Вот кухня того же дома. Я сижу у няни на коленях, и она поет: «Среди лесов дремучих разбойнички идут, в своих руках могучих товарища несут». У няни был хороший голос, и она много пела. Я рыдаю над разбойничком, которого несут, с таким отчаянием, с такой пронзительной жалостью и протестом, что в кухню вбегают испуганные родители. Эта способность к сопереживанию была у меня, видимо, изначально.

Вот еще одно из важных и странных ранних воспоминании. Вероятно, это уже 1918 год, потому что вся наша семья — папа, мама, няня и я — большую часть времени проводит на кухне. В квартире холодно, и вечером папа кутает меня в одеяло и завязывает его тесемочками. Я всегда была очень подвижной и все разбрасывала, поэтому одеяло приходилось завязывать, чтобы ночью я не раскрывалась. Папа несет меня по коридору в дальнюю комнату. Это детская. Он укладывает меня в постельку с пологом и уходит. Долго сидеть с ребенком перед сном у нас не полагалось. Обычно меня просто укладывали и уходили. А у меня, как это ни странно, — бессонница. И вот я лежу в кроватке под белым пологом. В углу висит икона Божьей Матери. Семья наша не была агрессивно атеистической, просто далекой от религии. Папа был ученым, отошедшим, как многие в то время, от веры. Мама считала, что, конечно, «что-то там есть», но можно об этом и не думать. Няня тоже всерьез никогда со мной о Боге не говорила, может быть, только отвечала на какие-то детские вопросы. Именно поэтому мое воспоминание странно.

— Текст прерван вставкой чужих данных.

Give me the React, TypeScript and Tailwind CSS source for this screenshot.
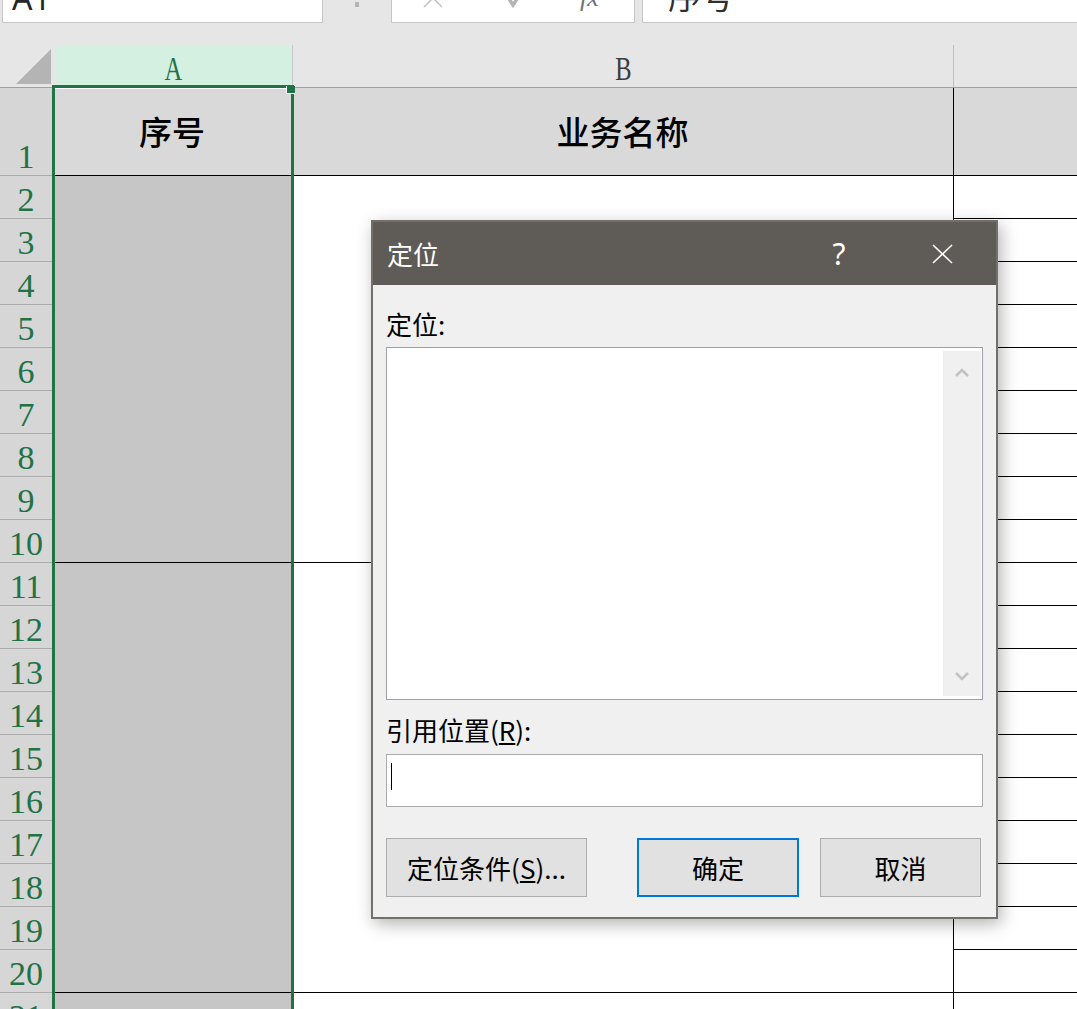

Так вот, папа, уложив меня в кроватку с белым пологом и сеточкой, ушел. Я не сплю. Мне хорошо и тепло, но одеялу — холодно! И я мучаюсь: как быть? Потом я догадываюсь, что полог закрывает одеяло, поэтому одеялу тепло. Но пологу холодно! Потом я решаю, что полог ведь закрыт потолком, потолок — крышей. Но крыше холодно! Я не могу спать, я не могу жить — крыше холодно! И наконец мне приходит в голову все разрешающая мысль: все, все укрыто Святым Духом. И я, счастливая, засыпаю.